→ **Short problem**
Copy each line in the data that includes the word "React".

# # # # #

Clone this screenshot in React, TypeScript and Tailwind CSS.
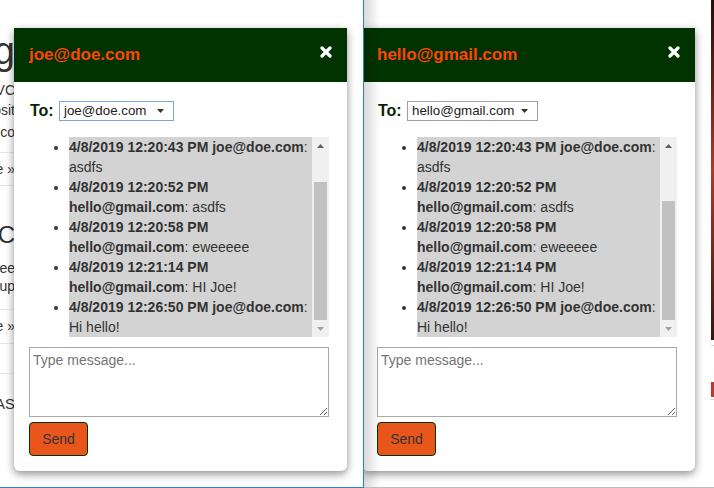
import React from "react";

type Msg = { time: string; from: string; text: string };

const messages: Msg[] = [
  { time: "4/8/2019 12:20:43 PM", from: "joe@doe.com", text: "asdfs" },
  { time: "4/8/2019 12:20:52 PM", from: "hello@gmail.com", text: "asdfs" },
  { time: "4/8/2019 12:20:58 PM", from: "hello@gmail.com", text: "eweeeee" },
  { time: "4/8/2019 12:21:14 PM", from: "hello@gmail.com", text: "HI Joe!" },
  { time: "4/8/2019 12:26:50 PM", from: "joe@doe.com", text: "Hi hello!" },
];

function CloseIcon() {
  return (
    <svg width="12" height="12" viewBox="0 0 12 12" className="block">
      <path d="M2 2L10 10M10 2L2 10" stroke="#fff" strokeWidth="3.2" strokeLinecap="round" />
    </svg>
  );
}

function Tri({ up, color }: { up?: boolean; color: string }) {
  return (
    <svg width="7" height="4" viewBox="0 0 7 4" className="block shrink-0">
      <path d={up ? "M0 4L3.5 0L7 4Z" : "M0 0L7 0L3.5 4Z"} fill={color} />
    </svg>
  );
}

function ChatPopup({
  title,
  selectValue,
  selectClass,
  thumbClass,
}: {
  title: string;
  selectValue: string;
  selectClass: string;
  thumbClass: string;
}) {
  return (
    <div className="w-[333px] rounded-b-[6px] bg-white shadow-[0_3px_9px_rgba(0,0,0,0.45)]">
      <div className="flex h-[54px] justify-between bg-[#003300] px-[15px]">
        <h3 className="self-center text-[17px] font-bold text-[#ff4500]">{title}</h3>
        <span className="mt-[18px] self-start">
          <CloseIcon />
        </span>
      </div>

      <div className="px-[15px] pt-[19px] pb-[15px]">
        <div className="flex items-center leading-[20px]">
          <span className="w-[30px] shrink-0 pl-[1px] text-[16px] font-bold text-[#0d1f00]">To:</span>
          <div className={`flex h-[20px] items-center border bg-white pl-[4px] pr-[9px] text-[13.33px] text-[#222] ${selectClass}`}>
            <span className="whitespace-nowrap">{selectValue}</span>
            <span className="ml-auto">
              <Tri color="#333" />
            </span>
          </div>
        </div>

        <div className="mt-[16px] flex h-[200px] w-[300px] overflow-hidden">
          <ul className="flex-1 list-disc pl-[40px] text-[14px] leading-[20px] text-[#333]">
            {messages.map((m, i) => (
              <li key={i} className="bg-[#d3d3d3]">
                <b>
                  {m.time} {m.from}
                </b>
                : {m.text}
              </li>
            ))}
          </ul>
          <div className="flex w-[17px] flex-col bg-[#f0f0f0]">
            <div className="flex h-[17px] items-center justify-center">
              <Tri up color="#606060" />
            </div>
            <div className="flex-1 px-[2px]">
              <div className={`bg-[#c1c1c1] ${thumbClass}`} />
            </div>
            <div className="flex h-[17px] items-center justify-center">
              <Tri color="#a3a3a3" />
            </div>
          </div>
        </div>

        <textarea
          placeholder="Type message..."
          className="mt-[10px] block h-[70px] w-[300px] resize border border-[#a9a9a9] px-[3px] pt-[4px] text-[14px] leading-[16px] placeholder:text-[#757575]"
        />

        <button className="mt-[5px] block h-[34px] w-[59px] rounded-[4px] border border-[#003300] bg-[#e8561c] text-[14px] text-[#333]">
          Send
        </button>
      </div>
    </div>
  );
}

function Row({ className, children }: { className: string; children: React.ReactNode }) {
  return <div className={`flex justify-end whitespace-nowrap ${className}`}>{children}</div>;
}

export default function App() {
  return (
    <div className="flex h-[488px] w-[714px] overflow-hidden bg-white font-['Liberation_Sans',Arial,sans-serif] text-[#333]">
      {/* left browser window */}
      <div className="relative h-full w-[364px] shrink-0 border-r border-b border-[#2b7fd4]">
        <div className="flex w-[15px] flex-col overflow-hidden">
          <Row className="mt-[31px] h-[40px] text-[38px] leading-[40px]">Messaging</Row>
          <Row className="mt-[10px] h-[18px] text-[14px] leading-[18px]">ASP.NET MVC</Row>
          <Row className="mt-[2px] h-[18px] text-[14px] leading-[18px]">deposit</Row>
          <Row className="mt-[4px] h-[18px] text-[14px] leading-[18px]">
            <span className="mr-[1px] inline-block h-[10px] w-[2px] self-center bg-[#8fd3ee]" />
            co
          </Row>
          <div className="mt-[11px] h-px bg-[#e5e5e5]" />
          <Row className="mt-[7px] h-[18px] text-[14px] leading-[18px]">Learn more »</Row>
          <div className="mt-[7px] h-px bg-[#e5e5e5]" />
          <Row className="mt-[35px] h-[28px] text-[24px] leading-[28px]">Get C</Row>
          <Row className="mt-[10px] h-[18px] text-[14px] leading-[18px]">Free</Row>
          <Row className="h-[18px] text-[14px] leading-[18px]">set up</Row>
          <div className="mt-[14px] h-px bg-[#e5e5e5]" />
          <Row className="mt-[7px] h-[18px] text-[14px] leading-[18px]">Learn more »</Row>
          <div className="mt-[8px] h-px bg-[#e5e5e5]" />
          <div className="mt-[29px] h-px bg-[#e5e5e5]" />
          <Row className="mt-[21px] h-[18px] text-[15px] leading-[18px]">AS</Row>
        </div>

        <div className="absolute top-[28px] left-[14px]">
          <ChatPopup
            title="joe@doe.com"
            selectValue="joe@doe.com"
            selectClass="w-[115px] border-[#7ba7e0]"
            thumbClass="mt-[28px] h-[138px]"
          />
        </div>
      </div>

      {/* right browser window */}
      <div className="relative h-full flex-1 overflow-hidden border-b border-[#bdbdbd]">
        <div className="flex h-full justify-end">
          <div className="flex w-[3px] flex-col">
            <div className="h-[340px] bg-gradient-to-b from-[#2a0a0a] via-[#b33a22] to-[#3a1410]" />
            <div className="mt-[5px] h-px bg-[#cfcfcf]" />
            <div className="mt-[36px] h-[15px] bg-[#c0392b]" />
            <div className="mt-[2px] h-px bg-[#cfcfcf]" />
          </div>
        </div>

        <div className="absolute top-[28px] left-[-2px]">
          <ChatPopup
            title="hello@gmail.com"
            selectValue="hello@gmail.com"
            selectClass="w-[131px] border-[#a0a0a0]"
            thumbClass="mt-[47px] h-[119px]"
          />
        </div>

        {/* shadow cast by the left window */}
        <div className="pointer-events-none absolute inset-y-0 left-0 w-[16px] bg-gradient-to-r from-black/15 to-transparent" />
      </div>
    </div>
  );
}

# # # # #

→ **Task solution**
Clone this screenshot in React, TypeScript and Tailwind CSS.
import React from "react";
function Row({ className, children }: { className: string; children: React.ReactNode }) {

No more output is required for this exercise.